DATASET SECTION —

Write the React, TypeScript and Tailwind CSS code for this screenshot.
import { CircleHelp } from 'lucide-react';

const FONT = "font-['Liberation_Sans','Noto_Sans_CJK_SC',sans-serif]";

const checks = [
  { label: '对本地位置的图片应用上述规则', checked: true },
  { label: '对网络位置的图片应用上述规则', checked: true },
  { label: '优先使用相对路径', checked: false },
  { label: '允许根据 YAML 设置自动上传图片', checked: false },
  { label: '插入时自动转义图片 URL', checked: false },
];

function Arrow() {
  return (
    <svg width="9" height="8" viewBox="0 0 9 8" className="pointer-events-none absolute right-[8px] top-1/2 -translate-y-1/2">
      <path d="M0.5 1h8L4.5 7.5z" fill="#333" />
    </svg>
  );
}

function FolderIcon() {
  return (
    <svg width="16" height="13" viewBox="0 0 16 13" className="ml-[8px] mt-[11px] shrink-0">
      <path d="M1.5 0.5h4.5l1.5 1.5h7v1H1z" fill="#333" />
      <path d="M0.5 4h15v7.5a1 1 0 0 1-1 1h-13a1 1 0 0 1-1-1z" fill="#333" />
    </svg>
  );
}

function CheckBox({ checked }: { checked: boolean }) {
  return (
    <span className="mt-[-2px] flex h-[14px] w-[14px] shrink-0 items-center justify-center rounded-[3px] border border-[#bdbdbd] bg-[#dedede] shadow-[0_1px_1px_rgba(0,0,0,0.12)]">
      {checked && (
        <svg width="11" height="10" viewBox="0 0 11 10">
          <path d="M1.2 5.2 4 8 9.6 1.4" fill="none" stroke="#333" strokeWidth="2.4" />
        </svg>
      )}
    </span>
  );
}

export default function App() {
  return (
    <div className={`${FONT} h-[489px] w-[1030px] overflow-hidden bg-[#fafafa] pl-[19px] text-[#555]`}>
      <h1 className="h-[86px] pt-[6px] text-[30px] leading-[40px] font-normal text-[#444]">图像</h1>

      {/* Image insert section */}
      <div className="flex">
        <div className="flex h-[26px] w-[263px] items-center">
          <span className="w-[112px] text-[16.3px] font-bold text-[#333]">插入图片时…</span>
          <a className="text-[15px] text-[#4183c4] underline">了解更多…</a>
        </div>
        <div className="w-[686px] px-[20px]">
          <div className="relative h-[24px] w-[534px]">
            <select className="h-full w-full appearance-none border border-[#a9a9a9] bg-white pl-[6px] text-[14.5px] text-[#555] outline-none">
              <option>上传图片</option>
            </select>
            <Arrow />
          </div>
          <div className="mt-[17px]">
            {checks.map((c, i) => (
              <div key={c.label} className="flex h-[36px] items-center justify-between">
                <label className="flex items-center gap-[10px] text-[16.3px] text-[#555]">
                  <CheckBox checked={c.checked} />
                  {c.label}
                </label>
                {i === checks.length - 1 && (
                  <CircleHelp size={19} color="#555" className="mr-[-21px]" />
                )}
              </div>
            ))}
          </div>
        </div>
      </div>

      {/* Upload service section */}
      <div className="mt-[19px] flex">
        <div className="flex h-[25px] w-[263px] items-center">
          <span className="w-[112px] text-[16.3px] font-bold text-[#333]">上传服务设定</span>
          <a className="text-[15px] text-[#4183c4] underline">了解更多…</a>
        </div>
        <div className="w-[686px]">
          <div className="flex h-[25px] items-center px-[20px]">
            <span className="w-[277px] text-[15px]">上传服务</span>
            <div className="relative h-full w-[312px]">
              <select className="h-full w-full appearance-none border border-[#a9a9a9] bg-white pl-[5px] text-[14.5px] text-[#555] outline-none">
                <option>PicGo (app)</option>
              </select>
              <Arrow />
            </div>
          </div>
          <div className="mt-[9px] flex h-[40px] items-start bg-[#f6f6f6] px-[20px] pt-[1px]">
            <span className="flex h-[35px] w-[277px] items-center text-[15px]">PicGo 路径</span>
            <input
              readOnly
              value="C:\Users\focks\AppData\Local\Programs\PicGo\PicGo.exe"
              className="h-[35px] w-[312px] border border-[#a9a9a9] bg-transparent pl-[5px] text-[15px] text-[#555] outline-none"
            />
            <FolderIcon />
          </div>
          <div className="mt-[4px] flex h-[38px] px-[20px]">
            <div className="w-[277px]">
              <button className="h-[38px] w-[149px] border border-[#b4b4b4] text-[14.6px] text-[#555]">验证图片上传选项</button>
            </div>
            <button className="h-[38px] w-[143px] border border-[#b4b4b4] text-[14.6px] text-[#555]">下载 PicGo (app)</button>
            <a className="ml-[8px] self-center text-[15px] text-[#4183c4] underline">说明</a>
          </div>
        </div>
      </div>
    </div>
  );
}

STATED GOAL — Starting at the first line of the listing, retype every line up to and including the one with "pt-[6px] text-[30px] leading-[40px]".

ANSWER BELOW —
Write the React, TypeScript and Tailwind CSS code for this screenshot.
import { CircleHelp } from 'lucide-react';

const FONT = "font-['Liberation_Sans','Noto_Sans_CJK_SC',sans-serif]";

const checks = [
  { label: '对本地位置的图片应用上述规则', checked: true },
  { label: '对网络位置的图片应用上述规则', checked: true },
  { label: '优先使用相对路径', checked: false },
  { label: '允许根据 YAML 设置自动上传图片', checked: false },
  { label: '插入时自动转义图片 URL', checked: false },
];

function Arrow() {
  return (
    <svg width="9" height="8" viewBox="0 0 9 8" className="pointer-events-none absolute right-[8px] top-1/2 -translate-y-1/2">
      <path d="M0.5 1h8L4.5 7.5z" fill="#333" />
    </svg>
  );
}

function FolderIcon() {
  return (
    <svg width="16" height="13" viewBox="0 0 16 13" className="ml-[8px] mt-[11px] shrink-0">
      <path d="M1.5 0.5h4.5l1.5 1.5h7v1H1z" fill="#333" />
      <path d="M0.5 4h15v7.5a1 1 0 0 1-1 1h-13a1 1 0 0 1-1-1z" fill="#333" />
    </svg>
  );
}

function CheckBox({ checked }: { checked: boolean }) {
  return (
    <span className="mt-[-2px] flex h-[14px] w-[14px] shrink-0 items-center justify-center rounded-[3px] border border-[#bdbdbd] bg-[#dedede] shadow-[0_1px_1px_rgba(0,0,0,0.12)]">
      {checked && (
        <svg width="11" height="10" viewBox="0 0 11 10">
          <path d="M1.2 5.2 4 8 9.6 1.4" fill="none" stroke="#333" strokeWidth="2.4" />
        </svg>
      )}
    </span>
  );
}

export default function App() {
  return (
    <div className={`${FONT} h-[489px] w-[1030px] overflow-hidden bg-[#fafafa] pl-[19px] text-[#555]`}>
      <h1 className="h-[86px] pt-[6px] text-[30px] leading-[40px] font-normal text-[#444]">图像</h1>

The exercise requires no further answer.